Machine-discoverability is when data is identified and located consistent with a variety of good practices going to the naming and locating of Internet resources. It’s weighted at 30% of the total grade in our system for rating data publication. It is likely that the House will develop good practices, but it will be important to watch and see that it does.

Machine-readability is the most important part of transparency. It means publishing data so that the logical relationships among elements are clear, and so that computers can automatically detect the semantic meaning of the documents and data they examine.

This is where the House Administration Committee’s release is least clear. Documents like bills and committee reports could be published so that each reference to existing law, to federal agencies, bureaus, and programs, to newly authorized spending, and to a variety of other items and entities are automatically discoverable in the document.

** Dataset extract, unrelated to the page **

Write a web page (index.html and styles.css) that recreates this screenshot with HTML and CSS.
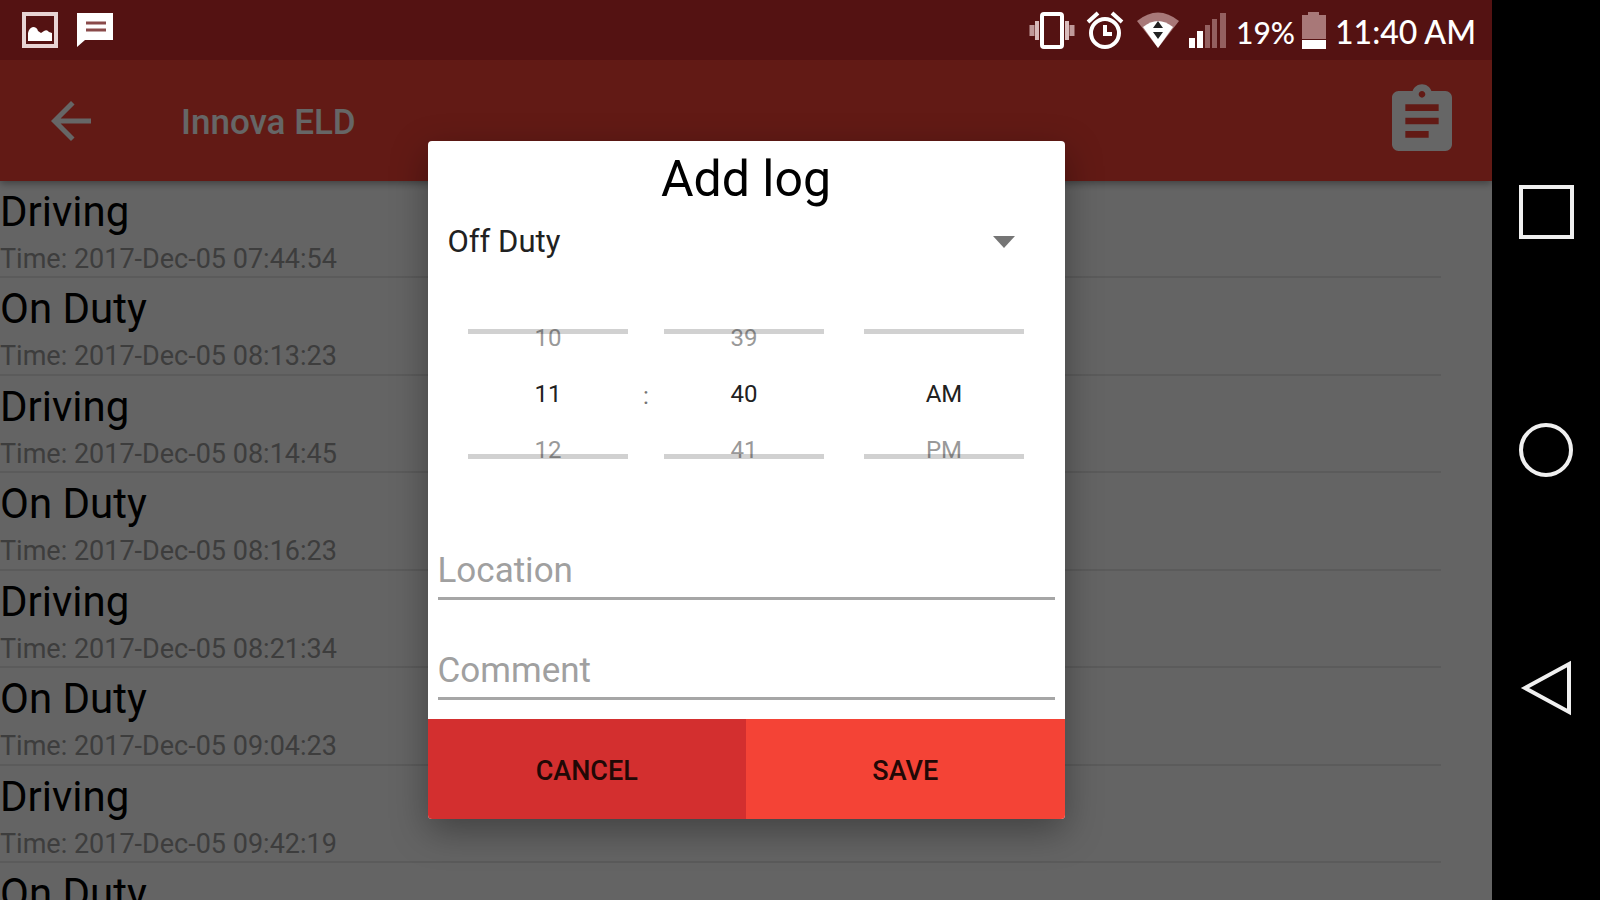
FILE: index.html
```html
<!DOCTYPE html>
<html lang="en">
<head>
    <meta charset="UTF-8">
    <meta name="viewport" content="width=device-width, initial-scale=1.0">
    <title>Innova ELD - Add log</title>
    <link rel="stylesheet" href="styles.css">
</head>
<body>
    <div class="screen">
        <!-- Status Bar -->
        <div class="status-bar">
            <div class="notifications">
                <svg width="36" height="36" viewBox="0 0 36 36" aria-hidden="true">
                    <rect x="2" y="2" width="32" height="32" fill="none" stroke="#e8d4d4" stroke-width="4"/>
                    <path d="M6 29V21q1-5 5-6 4 0 5 4l3 2 3-2q3-2 5 1l3 1v8z" fill="#fff"/>
                </svg>
                <svg width="38" height="36" viewBox="0 0 38 36" aria-hidden="true">
                    <path d="M1 1h36v27H9l-8 7z" fill="#fff"/>
                    <path d="M10 11h20M10 18h20" stroke="#8a4a4a" stroke-width="3"/>
                </svg>
            </div>
            <div class="system-icons">
                <svg width="48" height="40" viewBox="0 0 48 40" aria-hidden="true">
                    <rect x="14" y="4" width="20" height="33" rx="2" fill="none" stroke="#fff" stroke-width="4"/>
                    <path d="M9 11v19M39 11v19" stroke="#d9bcbc" stroke-width="4"/>
                    <path d="M4 15v11M44 15v11" stroke="#c09a9a" stroke-width="5"/>
                </svg>
                <svg width="44" height="40" viewBox="0 0 44 40" aria-hidden="true">
                    <circle cx="21" cy="23" r="14" fill="none" stroke="#fff" stroke-width="4"/>
                    <path d="M4 12l10-9M38 12L28 3" stroke="#fff" stroke-width="4"/>
                    <path d="M21 15v9h7" fill="none" stroke="#fff" stroke-width="4"/>
                </svg>
                <svg width="44" height="40" viewBox="0 0 44 40" aria-hidden="true">
                    <path d="M1 11Q22-6 43 11L22 38z" fill="#a87878"/>
                    <path d="M7 17q15-12 30 0L22 38z" fill="#fff"/>
                    <path d="M22 11l5 7H17zM22 29l5-7H17z" fill="#222"/>
                </svg>
                <svg width="40" height="40" viewBox="0 0 40 40" aria-hidden="true">
                    <path d="M1 28h6v10H1zM9 21h6v17H9z" fill="#fff"/>
                    <path d="M17 15h5v23h-5zM24 9h5v29h-5zM32 3h6v35h-6z" fill="#946060"/>
                </svg>
                <span class="battery-level">19%</span>
                <svg width="26" height="40" viewBox="0 0 26 40" aria-hidden="true">
                    <path d="M1 5h6V2h11v3h7v24H1z" fill="#a87878"/>
                    <path d="M1 30h24v9H1z" fill="#fff"/>
                </svg>
                <span class="clock">11:40 AM</span>
            </div>
        </div>

        <div class="window">
            <!-- App Bar -->
            <div class="app-bar">
                <button class="icon-btn" type="button" aria-label="Back">
                    <svg width="60" height="60" viewBox="0 0 24 24"><path d="M20 11H7.83l5.59-5.59L12 4l-8 8 8 8 1.41-1.41L7.83 13H20v-2z"/></svg>
                </button>
                <h1>Innova ELD</h1>
                <button class="icon-btn" type="button" aria-label="Logs">
                    <svg width="80" height="80" viewBox="0 0 24 24"><path d="M19 3h-4.18C14.4 1.84 13.3 1 12 1c-1.3 0-2.4.84-2.82 2H5c-1.1 0-2 .9-2 2v14c0 1.1.9 2 2 2h14c1.1 0 2-.9 2-2V5c0-1.1-.9-2-2-2zm-7 0c.55 0 1 .45 1 1s-.45 1-1 1-1-.45-1-1 .45-1 1-1zm2 14H7v-2h7v2zm3-4H7v-2h10v2zm0-4H7V7h10v2z"/></svg>
                </button>
            </div>

            <!-- Log List -->
            <ul class="log-list">
                <li><strong>Driving</strong><span>Time: 2017-Dec-05 07:44:54</span></li>
                <li><strong>On Duty</strong><span>Time: 2017-Dec-05 08:13:23</span></li>
                <li><strong>Driving</strong><span>Time: 2017-Dec-05 08:14:45</span></li>
                <li><strong>On Duty</strong><span>Time: 2017-Dec-05 08:16:23</span></li>
                <li><strong>Driving</strong><span>Time: 2017-Dec-05 08:21:34</span></li>
                <li><strong>On Duty</strong><span>Time: 2017-Dec-05 09:04:23</span></li>
                <li><strong>Driving</strong><span>Time: 2017-Dec-05 09:42:19</span></li>
                <li><strong>On Duty</strong></li>
            </ul>

            <!-- Add Log Dialog -->
            <div class="scrim">
                <form class="dialog" role="dialog" aria-labelledby="dialogTitle">
                    <h2 id="dialogTitle">Add log</h2>
                    <div class="status-select">
                        <select aria-label="Duty status">
                            <option>Off Duty</option>
                            <option>On Duty</option>
                            <option>Driving</option>
                        </select>
                        <svg width="22" height="12" viewBox="0 0 22 12" aria-hidden="true"><path d="M0 0h22L11 12z" fill="#757575"/></svg>
                    </div>
                    <div class="time-picker">
                        <div class="wheel" aria-label="Hour">
                            <span>10</span>
                            <span class="selected">11</span>
                            <span>12</span>
                        </div>
                        <span class="colon">:</span>
                        <div class="wheel" aria-label="Minute">
                            <span>39</span>
                            <span class="selected">40</span>
                            <span>41</span>
                        </div>
                        <div class="wheel period" aria-label="AM or PM">
                            <span></span>
                            <span class="selected">AM</span>
                            <span>PM</span>
                        </div>
                    </div>
                    <div class="fields">
                        <input type="text" placeholder="Location" aria-label="Location">
                        <input type="text" placeholder="Comment" aria-label="Comment">
                    </div>
                    <div class="actions">
                        <button class="cancel-btn" type="button">CANCEL</button>
                        <button class="save-btn" type="button">SAVE</button>
                    </div>
                </form>
            </div>
        </div>
    </div>

    <!-- System Navigation -->
    <div class="nav-bar">
        <button type="button" aria-label="Recent apps">
            <svg width="56" height="56" viewBox="0 0 56 56"><rect x="3" y="3" width="51" height="50"/></svg>
        </button>
        <button type="button" aria-label="Home">
            <svg width="56" height="56" viewBox="0 0 56 56"><circle cx="28" cy="28" r="25"/></svg>
        </button>
        <button type="button" aria-label="Back">
            <svg width="56" height="56" viewBox="0 0 56 56"><path d="M51 4v48L7 28z"/></svg>
        </button>
    </div>
</body>
</html>
```

FILE: styles.css
```css
* {
    margin: 0;
    padding: 0;
    box-sizing: border-box;
}
:root {
    --primary-color: #F44336;
    --primary-dark: #D32F2F;
    --status-color: #541212;
    --light-bg: #FAFAFA;
    --scrim-bg: rgba(0, 0, 0, 0.6);
    --nav-width: 108px;
}
body {
    font-family: Roboto, Arial, sans-serif;
    background-color: #000;
    height: 100vh;
    display: flex;
    overflow: hidden;
}
button {
    border: none;
    background: none;
    font-family: inherit;
    cursor: pointer;
}
svg {
    display: block;
}
.screen {
    flex: 1;
    min-width: 0;
    display: flex;
    flex-direction: column;
}
/* Status Bar */
.status-bar {
    height: 60px;
    flex-shrink: 0;
    padding: 0 16px 0 22px;
    background: var(--status-color);
    color: #fff;
    display: flex;
    align-items: center;
    justify-content: space-between;
}
.notifications {
    display: flex;
    gap: 18px;
}
.system-icons {
    display: flex;
    align-items: center;
    gap: 6px;
    font-family: Lato, sans-serif;
    font-size: 32px;
    font-weight: 500;
    white-space: nowrap;
}
.system-icons svg {
    margin-right: 2px;
}
.system-icons span {
    padding-top: 3px;
}
.system-icons .battery-level {
    font-size: 30px;
}
/* App Window */
.window {
    flex: 1;
    min-height: 0;
    position: relative;
    display: flex;
    flex-direction: column;
    background: var(--light-bg);
    overflow: hidden;
}
.app-bar {
    height: 121px;
    flex-shrink: 0;
    padding: 0 30px 0 41px;
    display: flex;
    align-items: center;
    background: var(--primary-color);
    color: #fff;
    box-shadow: 0 2px 8px rgba(0, 0, 0, 0.4);
}
.app-bar h1 {
    flex: 1;
    margin-left: 80px;
    padding-top: 3px;
    font-size: 35px;
    font-weight: 500;
}
.icon-btn svg {
    fill: #fff;
}
/* Log List */
.log-list {
    list-style: none;
    margin-right: 51px;
}
.log-list li {
    height: 98px;
    padding-top: 6px;
    border-bottom: 2px solid #E4E4E4;
}
.log-list li:nth-child(odd) {
    height: 97px;
}
.log-list strong,
.log-list span {
    display: block;
}
.log-list strong {
    font-size: 42px;
    font-weight: 400;
    line-height: 50px;
    color: #000;
}
.log-list span {
    margin-top: 6px;
    font-size: 27px;
    line-height: 32px;
    color: #999;
}
/* Add Log Dialog */
.scrim {
    position: absolute;
    inset: 0;
    display: flex;
    align-items: center;
    justify-content: center;
    background: var(--scrim-bg);
}
.dialog {
    width: 637px;
    max-width: 90%;
    background: #fff;
    border-radius: 4px;
    overflow: hidden;
    box-shadow: 0 12px 36px rgba(0, 0, 0, 0.35);
}
.dialog h2 {
    font-size: 50px;
    font-weight: 400;
    line-height: 76px;
    text-align: center;
}
.status-select {
    display: flex;
    align-items: center;
    padding: 0 50px 0 20px;
}
.status-select select {
    flex: 1;
    height: 49px;
    appearance: none;
    border: none;
    background: none;
    font-family: inherit;
    font-size: 31px;
    color: #212121;
}
.time-picker {
    display: flex;
    justify-content: center;
    align-items: center;
    margin-top: 44px;
    font-size: 24px;
    line-height: 56px;
    text-align: center;
    color: #999;
}
.wheel {
    width: 160px;
    position: relative;
}
.wheel span {
    display: block;
    height: 56px;
}
.wheel .selected {
    color: #212121;
}
/* divider rules drawn over the wheel values */
.wheel::before,
.wheel::after {
    content: "";
    position: absolute;
    left: 0;
    right: 0;
    height: 5px;
    background: rgba(0, 0, 0, 0.18);
}
.wheel::before {
    top: 19px;
}
.wheel::after {
    bottom: 19px;
}
.wheel.period {
    margin-left: 40px;
}
.colon {
    width: 36px;
    padding-top: 4px;
    color: #757575;
}
.fields {
    display: flex;
    flex-direction: column;
    gap: 43px;
    padding: 65px 10px 19px;
}
.fields input {
    width: 100%;
    height: 57px;
    border: none;
    border-bottom: 3px solid #A6A6A6;
    font-family: inherit;
    font-size: 35px;
    outline: none;
}
.fields input::placeholder {
    color: #A0A0A0;
}
.actions {
    display: flex;
}
.actions button {
    flex: 1;
    height: 100px;
    padding-top: 4px;
    font-size: 27px;
    font-weight: 500;
    color: #210806;
}
.cancel-btn {
    background: var(--primary-dark);
}
.save-btn {
    background: var(--primary-color);
}
/* System Navigation */
.nav-bar {
    width: var(--nav-width);
    display: flex;
    flex-direction: column;
    align-items: center;
    justify-content: center;
    gap: 182px;
    background: #000;
}
.nav-bar svg {
    fill: none;
    stroke: #F0F0F0;
    stroke-width: 4;
}
```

You should be able to do a quick search, rather than labor for hours, to see what bills affect the Labor Department. You should be able to see every dollar authorized or appropriated in every bill, nearly instantly. The data should be a foundation for dozens of sites and services that disseminate iformation in different ways to different audiences.

Here’s hoping that the House Administration Committee’s standards drive all the way to machine-readability. It will be a step into the 21st century if the House provides data the Internet can use and that the Internet-connected public very much wants to see.

Coming through with robust machine-readability will handily take the transparency mantle from President Obama, who promised transparency as a campaigner, but who was not produced the vibrant, different government people wanted. As I noted in a write-up last week, the administration has some low-hanging transparency fruit that could bring its grades up decisively. House Republicans are first out of the gate.